Provided records>
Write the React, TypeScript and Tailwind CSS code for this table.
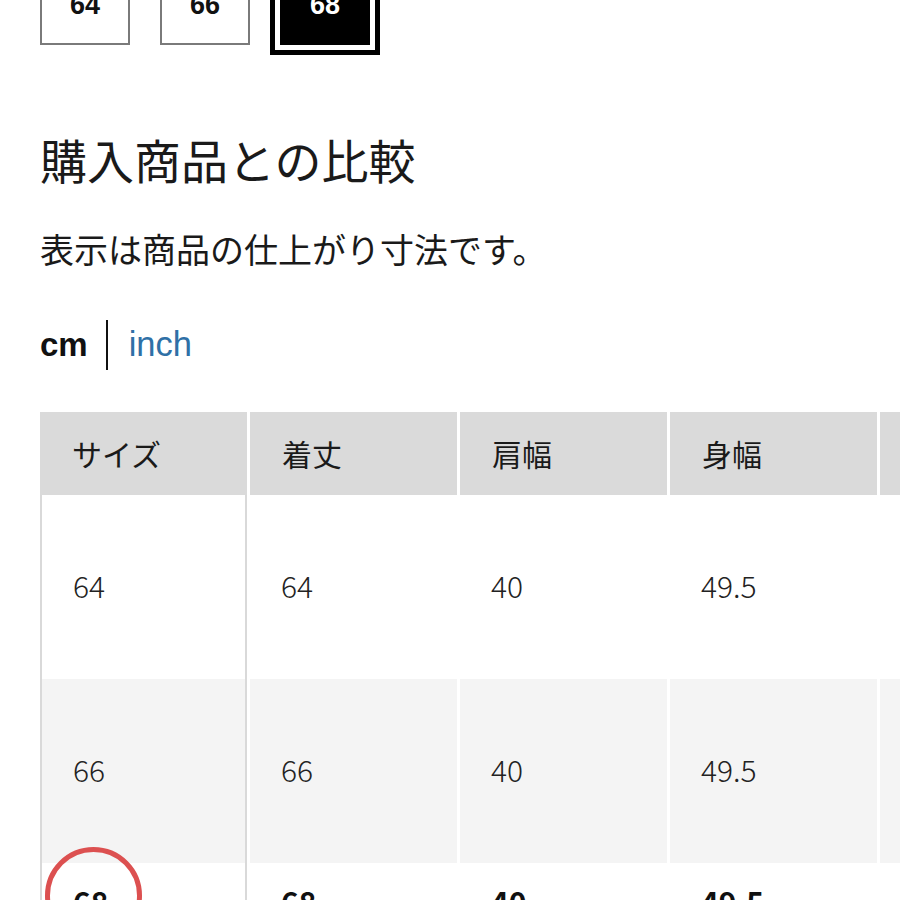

* * *

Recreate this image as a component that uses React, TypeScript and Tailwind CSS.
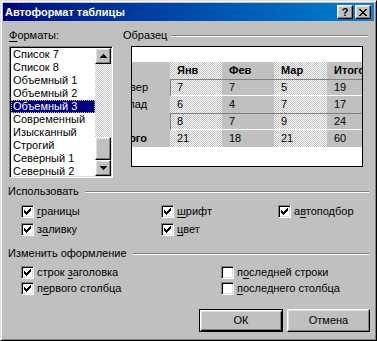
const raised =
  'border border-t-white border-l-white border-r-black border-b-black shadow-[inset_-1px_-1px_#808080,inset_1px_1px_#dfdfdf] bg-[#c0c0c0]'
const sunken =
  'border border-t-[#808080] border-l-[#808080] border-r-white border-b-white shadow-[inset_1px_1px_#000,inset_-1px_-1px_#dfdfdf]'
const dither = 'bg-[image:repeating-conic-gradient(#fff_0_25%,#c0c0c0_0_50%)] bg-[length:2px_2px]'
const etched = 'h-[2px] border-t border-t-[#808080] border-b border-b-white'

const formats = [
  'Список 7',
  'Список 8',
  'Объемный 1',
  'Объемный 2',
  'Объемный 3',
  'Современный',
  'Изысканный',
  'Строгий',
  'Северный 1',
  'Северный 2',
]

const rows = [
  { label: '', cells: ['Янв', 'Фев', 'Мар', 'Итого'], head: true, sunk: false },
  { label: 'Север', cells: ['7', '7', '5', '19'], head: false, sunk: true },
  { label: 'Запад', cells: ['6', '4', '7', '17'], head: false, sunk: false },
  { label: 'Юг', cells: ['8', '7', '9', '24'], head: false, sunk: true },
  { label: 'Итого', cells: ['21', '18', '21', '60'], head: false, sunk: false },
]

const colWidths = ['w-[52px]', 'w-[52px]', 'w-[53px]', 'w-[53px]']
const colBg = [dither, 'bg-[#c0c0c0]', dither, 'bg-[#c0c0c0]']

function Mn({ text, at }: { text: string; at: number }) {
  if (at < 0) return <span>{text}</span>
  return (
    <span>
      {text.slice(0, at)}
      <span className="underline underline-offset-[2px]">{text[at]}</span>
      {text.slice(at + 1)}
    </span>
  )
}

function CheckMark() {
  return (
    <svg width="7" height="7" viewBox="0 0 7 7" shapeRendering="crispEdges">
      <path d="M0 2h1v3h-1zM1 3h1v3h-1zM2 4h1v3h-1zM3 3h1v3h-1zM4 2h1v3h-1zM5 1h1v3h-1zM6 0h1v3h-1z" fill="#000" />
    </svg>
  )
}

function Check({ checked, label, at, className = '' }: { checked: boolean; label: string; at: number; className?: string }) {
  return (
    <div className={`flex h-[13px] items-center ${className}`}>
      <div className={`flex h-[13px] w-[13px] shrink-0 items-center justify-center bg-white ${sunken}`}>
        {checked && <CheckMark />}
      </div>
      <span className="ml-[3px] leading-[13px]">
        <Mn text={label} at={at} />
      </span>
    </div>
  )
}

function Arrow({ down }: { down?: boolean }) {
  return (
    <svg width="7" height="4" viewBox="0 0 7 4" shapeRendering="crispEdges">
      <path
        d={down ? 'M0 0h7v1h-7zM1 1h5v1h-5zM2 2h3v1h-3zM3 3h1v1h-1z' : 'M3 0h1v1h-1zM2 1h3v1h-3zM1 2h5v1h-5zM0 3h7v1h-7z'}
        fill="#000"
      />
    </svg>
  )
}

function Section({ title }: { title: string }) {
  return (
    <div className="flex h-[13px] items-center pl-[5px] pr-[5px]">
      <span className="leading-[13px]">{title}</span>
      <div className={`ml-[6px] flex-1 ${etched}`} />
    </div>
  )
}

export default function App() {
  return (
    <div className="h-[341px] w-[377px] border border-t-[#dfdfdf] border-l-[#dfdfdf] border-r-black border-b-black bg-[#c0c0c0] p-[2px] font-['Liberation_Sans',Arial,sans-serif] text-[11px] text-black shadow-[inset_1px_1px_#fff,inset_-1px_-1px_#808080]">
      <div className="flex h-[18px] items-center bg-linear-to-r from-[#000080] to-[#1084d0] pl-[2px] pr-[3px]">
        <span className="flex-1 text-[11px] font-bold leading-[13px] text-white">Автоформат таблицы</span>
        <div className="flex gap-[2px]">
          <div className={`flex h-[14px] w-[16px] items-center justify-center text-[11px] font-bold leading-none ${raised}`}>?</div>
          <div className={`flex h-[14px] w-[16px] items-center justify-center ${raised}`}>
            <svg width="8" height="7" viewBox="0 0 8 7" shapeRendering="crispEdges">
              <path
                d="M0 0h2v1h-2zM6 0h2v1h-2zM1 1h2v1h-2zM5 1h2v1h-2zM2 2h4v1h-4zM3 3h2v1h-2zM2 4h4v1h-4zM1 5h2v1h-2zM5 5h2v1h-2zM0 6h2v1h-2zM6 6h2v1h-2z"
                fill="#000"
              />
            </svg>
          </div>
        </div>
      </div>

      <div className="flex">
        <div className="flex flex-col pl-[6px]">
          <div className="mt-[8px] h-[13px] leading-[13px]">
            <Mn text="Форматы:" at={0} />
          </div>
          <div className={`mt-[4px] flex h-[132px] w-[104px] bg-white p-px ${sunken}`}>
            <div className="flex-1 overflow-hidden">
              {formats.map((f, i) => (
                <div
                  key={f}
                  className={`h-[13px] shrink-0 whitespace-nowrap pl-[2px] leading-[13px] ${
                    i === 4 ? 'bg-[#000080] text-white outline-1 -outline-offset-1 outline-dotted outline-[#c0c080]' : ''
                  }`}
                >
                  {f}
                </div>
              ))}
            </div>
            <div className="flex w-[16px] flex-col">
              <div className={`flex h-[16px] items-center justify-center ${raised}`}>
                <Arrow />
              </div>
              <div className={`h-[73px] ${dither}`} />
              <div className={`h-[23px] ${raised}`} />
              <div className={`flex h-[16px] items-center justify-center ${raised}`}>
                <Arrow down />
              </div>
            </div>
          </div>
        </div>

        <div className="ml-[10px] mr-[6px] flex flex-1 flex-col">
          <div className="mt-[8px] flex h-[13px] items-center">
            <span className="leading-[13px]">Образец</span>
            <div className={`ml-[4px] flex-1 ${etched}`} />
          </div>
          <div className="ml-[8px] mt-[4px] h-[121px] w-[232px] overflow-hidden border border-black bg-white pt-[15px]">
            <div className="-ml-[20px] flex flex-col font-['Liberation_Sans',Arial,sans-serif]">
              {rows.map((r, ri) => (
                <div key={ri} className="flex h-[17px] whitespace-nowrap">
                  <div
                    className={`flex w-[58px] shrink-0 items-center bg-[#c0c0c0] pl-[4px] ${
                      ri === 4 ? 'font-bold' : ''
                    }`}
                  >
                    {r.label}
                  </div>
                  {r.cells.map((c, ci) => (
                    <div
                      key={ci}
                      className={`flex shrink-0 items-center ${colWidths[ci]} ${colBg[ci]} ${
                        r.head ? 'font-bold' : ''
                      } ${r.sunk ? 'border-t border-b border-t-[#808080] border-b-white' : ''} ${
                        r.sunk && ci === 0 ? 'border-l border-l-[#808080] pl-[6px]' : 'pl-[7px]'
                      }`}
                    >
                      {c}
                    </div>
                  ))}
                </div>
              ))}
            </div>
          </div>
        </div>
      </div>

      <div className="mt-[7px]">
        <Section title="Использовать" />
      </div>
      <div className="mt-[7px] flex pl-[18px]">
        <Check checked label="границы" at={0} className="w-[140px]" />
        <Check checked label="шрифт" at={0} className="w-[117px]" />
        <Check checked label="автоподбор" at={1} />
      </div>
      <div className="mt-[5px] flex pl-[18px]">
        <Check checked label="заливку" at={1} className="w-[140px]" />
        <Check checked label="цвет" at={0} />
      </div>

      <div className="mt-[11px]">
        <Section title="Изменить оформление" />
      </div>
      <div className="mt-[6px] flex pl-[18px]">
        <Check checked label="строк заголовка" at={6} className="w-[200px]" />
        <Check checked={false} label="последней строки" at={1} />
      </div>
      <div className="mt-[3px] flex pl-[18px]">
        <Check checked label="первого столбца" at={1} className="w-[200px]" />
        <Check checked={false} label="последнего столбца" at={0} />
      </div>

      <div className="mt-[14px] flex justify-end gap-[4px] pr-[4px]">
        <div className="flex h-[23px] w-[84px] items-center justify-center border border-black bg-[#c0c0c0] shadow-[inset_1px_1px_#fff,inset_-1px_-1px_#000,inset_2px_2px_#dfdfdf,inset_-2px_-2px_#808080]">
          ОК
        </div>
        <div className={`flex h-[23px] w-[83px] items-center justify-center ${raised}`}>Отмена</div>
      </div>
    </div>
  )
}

* * *

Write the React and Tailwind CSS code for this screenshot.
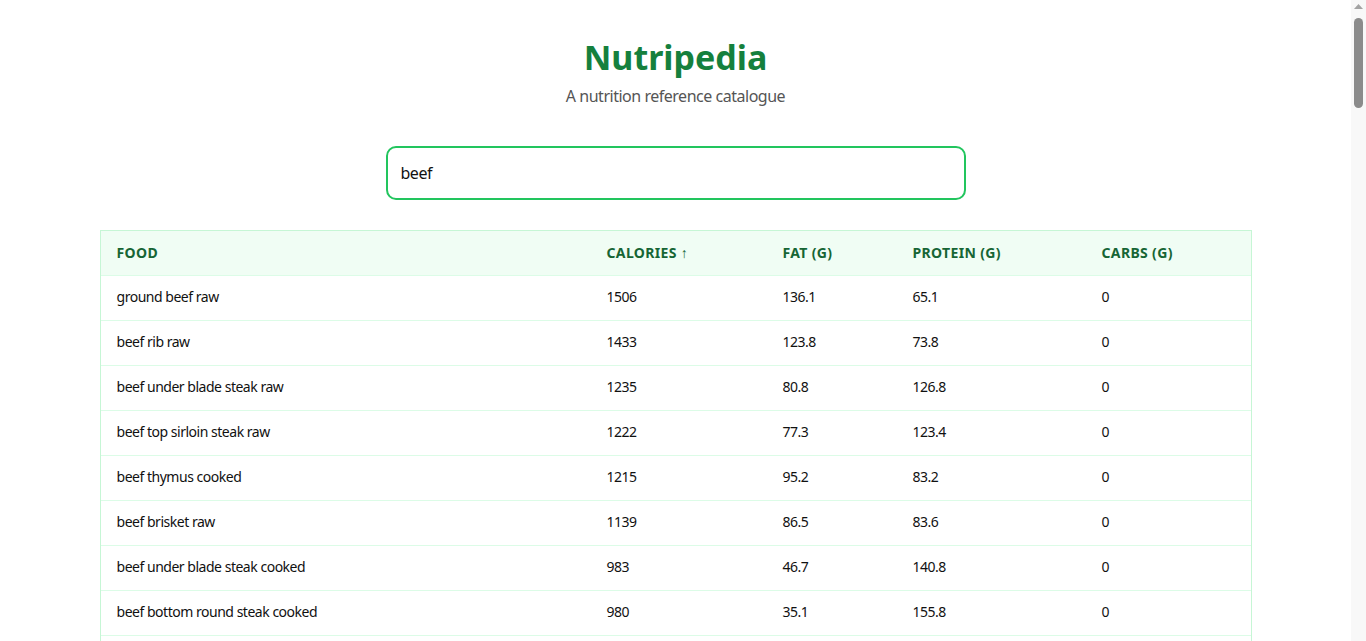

Stated exercise>
From the entries above, copy out every line where the string "Tailwind" appears.

Full response>
Write the React, TypeScript and Tailwind CSS code for this table.
Recreate this image as a component that uses React, TypeScript and Tailwind CSS.
Write the React and Tailwind CSS code for this screenshot.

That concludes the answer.